Un día volveré sobre esta novela que tomó como pretexto un asunto como el de los balseros, apetecido y de moda, como pudo haber sido el de las jineteras o los gay, para, por medio de una descripción esplendorosa en lenguaje, caudalosa en detalles, abarcadora en anécdotas cotidianas, desentrañar muchas claves de una sociedad, de una época y un pueblo prisionero del agua, y no precisamente por isleño.

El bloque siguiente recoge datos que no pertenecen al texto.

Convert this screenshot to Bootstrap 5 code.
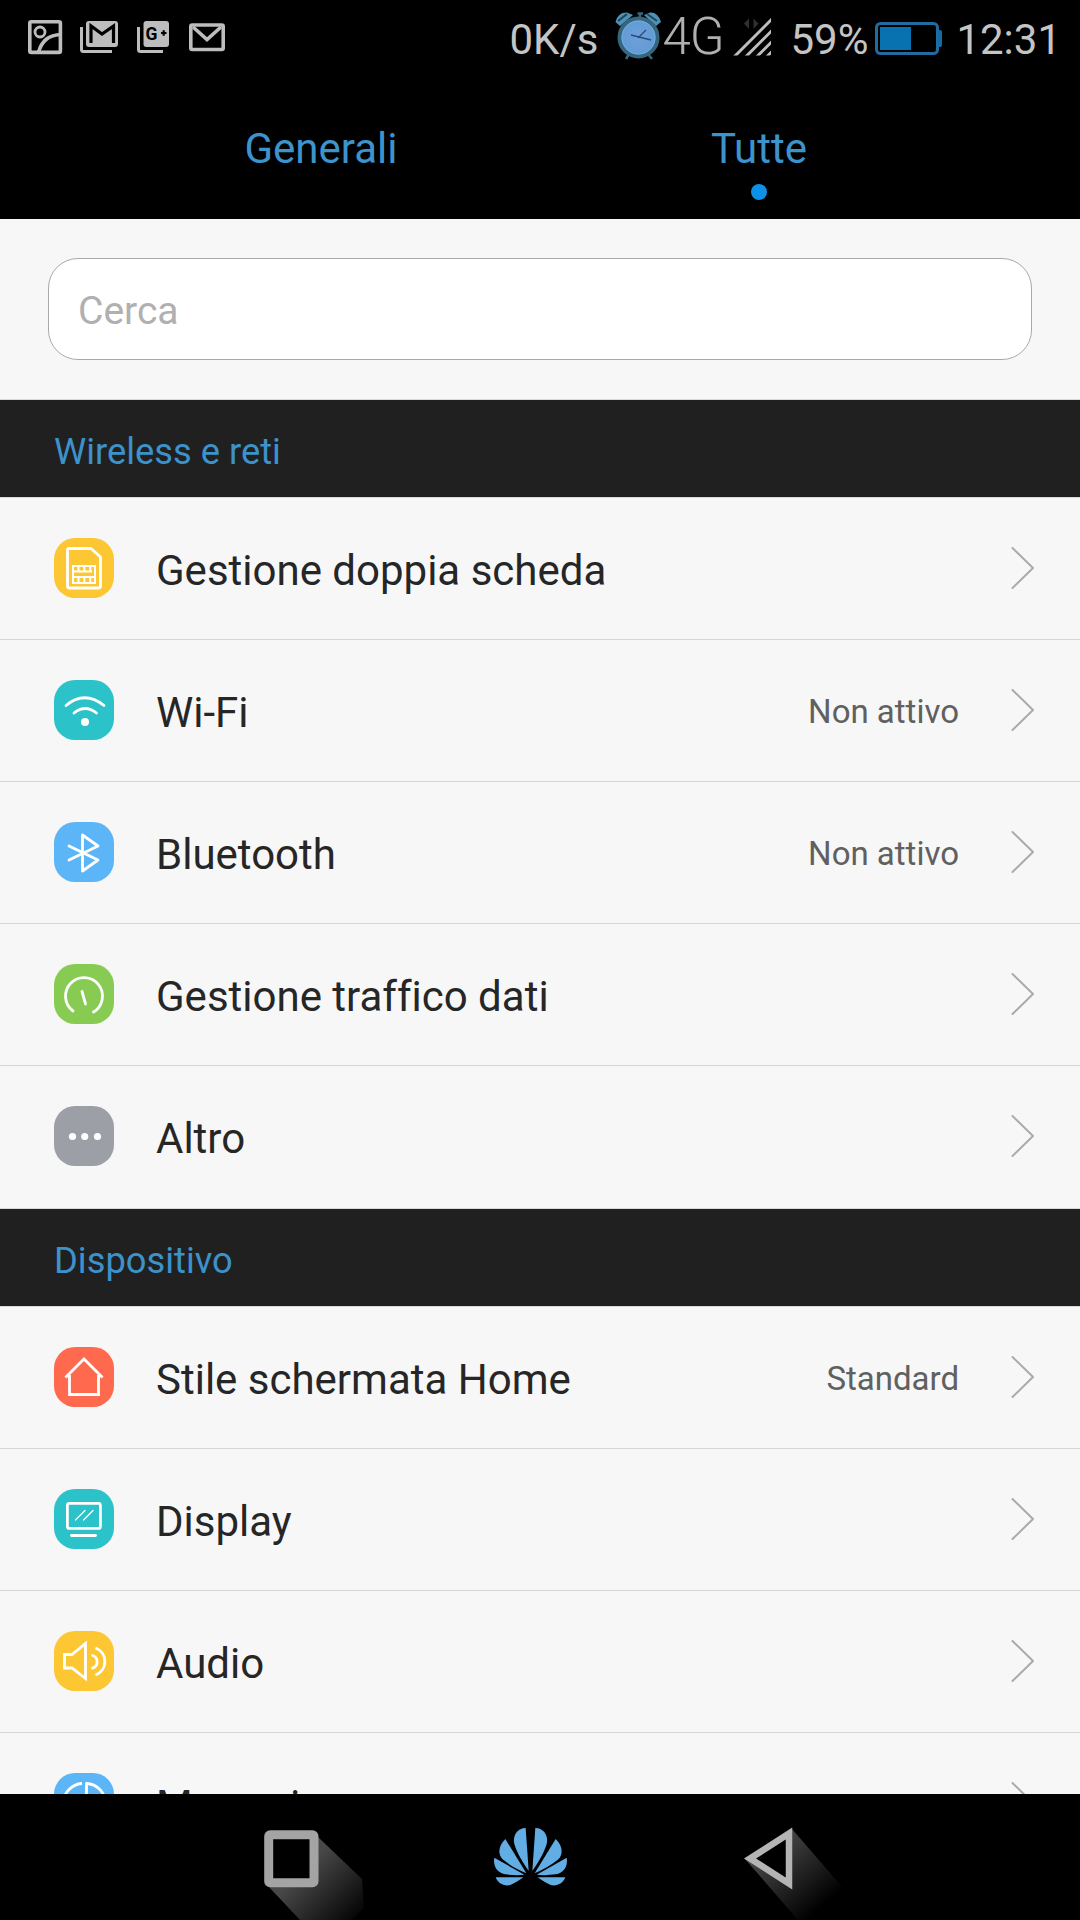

Porque Prisionero del Agua no es un título ingenuo, es una metáfora, es la materialización lexical de una realidad latente con más valencias que las que el propio autor se propusiera. Lástima que la imprudencia de tanto ejercicio del repentismo en Alexis Díaz-Pimienta lo haga cometer pifias como la de confundir a Gregorio, piloto del yate El Pilar de Hemingway, con Santiago, personaje de la novela El Viejo y el Mar, ¿o es quizás una manera sutil de escapar a la censura impuesta para salvaguardar el sacrosanto sistema educacional? El personaje se vanagloria de poseer una gran memoria, ser un consuetudinario lector de Hemingway y un asiduo visitante de Finca Vigía, ¿cómo entonces explicar semejante descuido? ¿No será un modo de hacer latente la orfandad cultural de un personaje lleno de falsedades como Enildo Niebla? Porque eso sí queda bien claro. Enildo Niebla es un farsante, un farsante fabricado en serie por una niebla más poderosa.